Lemonade Liberty Witt moves to Willow Creek, California to live with her grandfather after her mother dies. Willow Creek is known for one thing: Bigfoot sightings. As soon as she arrives, she meets Tobin Sky, a ten-year-old boy who created the company Bigfoot Detectives Inc. Tobin spends a lot of time with Lemonade’s grandfather, Charlie, and he runs his business out of Charlie’s garage. Various people who live in the town call Tobin to report Bigfoot sightings on their property. Mrs. Dickerson phones regularly with new evidence, and freshly baked cookies for the two kids. While Lemonade has to learn to cope with the loss of her mother, Tobin feels the space left by his father. His father was drafted into the Vietnam War five years earlier, but he still hasn’t returned. Lemonade and Tobin go on expeditions into the forest to try and get the coveted photo of Bigfoot.

I really enjoyed this story. It was quite funny when Tobin and Lemonade were searching for Bigfoot. Especially when Mrs. Dickerson kept calling them over for her suspected sightings, but she really just wanted to share her baking with them.
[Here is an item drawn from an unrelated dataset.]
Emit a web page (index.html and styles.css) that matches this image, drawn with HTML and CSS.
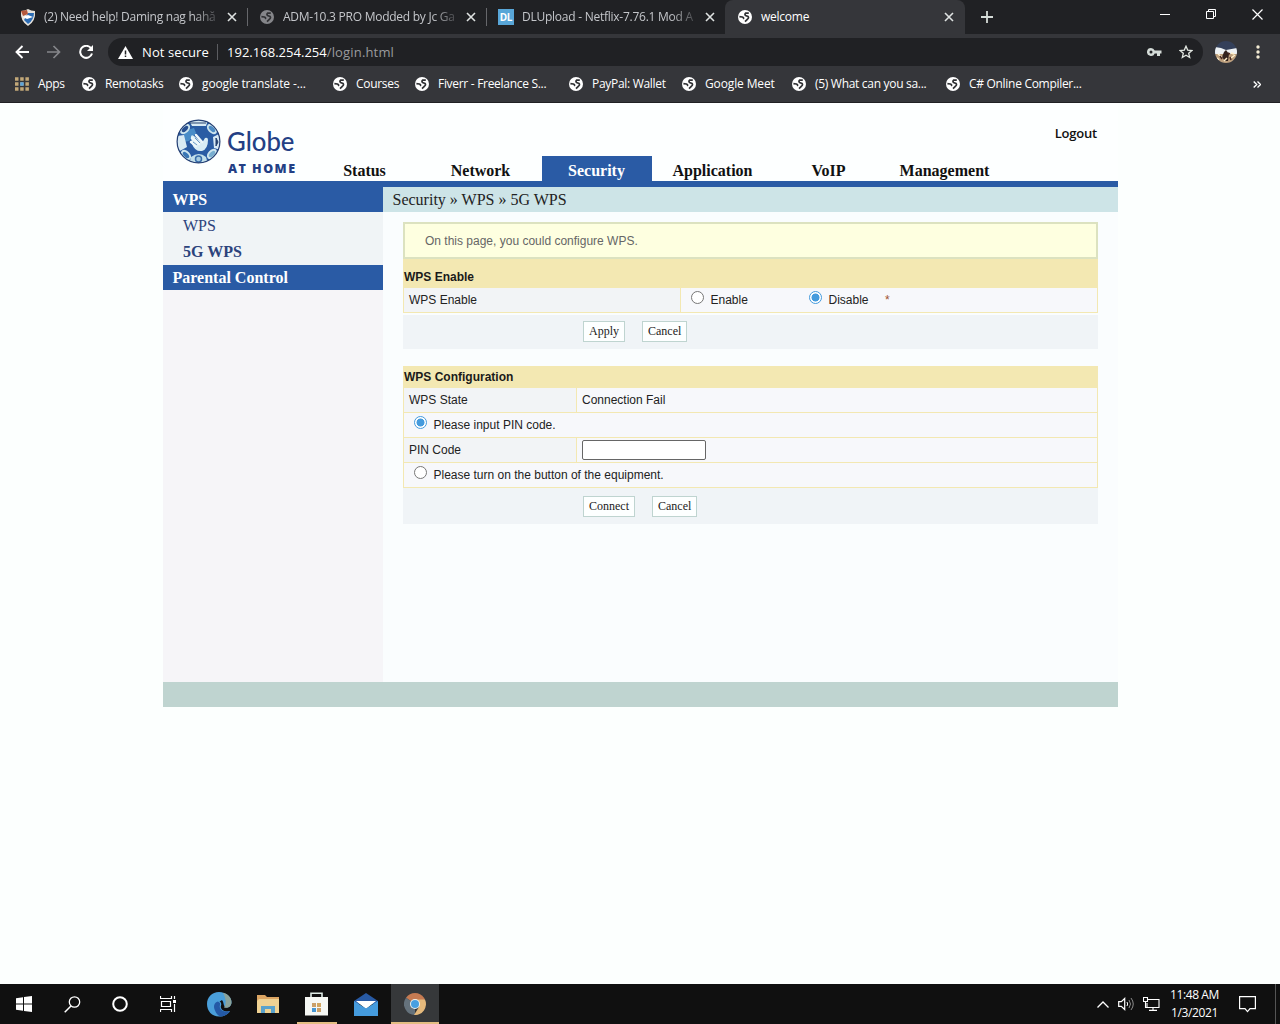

At first, I thought Lemonade was going to be in foster care in the story. It seems like that when her social worker drove her to live with Charlie. But it eventually became apparent that she was moving in with her grandfather because her mother passed away. I was glad it deviated from the cliche of the main character being in foster care. I have read so many books with that premise lately so I’m glad this one was different.

I wasn’t sure when the story was happening until quite a few pages into it. It was set in 1975, but it could have been happening now. I usually like this timeless quality, but it’s not good when there isn’t any indication of when the story is actually happening.

This is a cute and funny story, great for middle grade readers!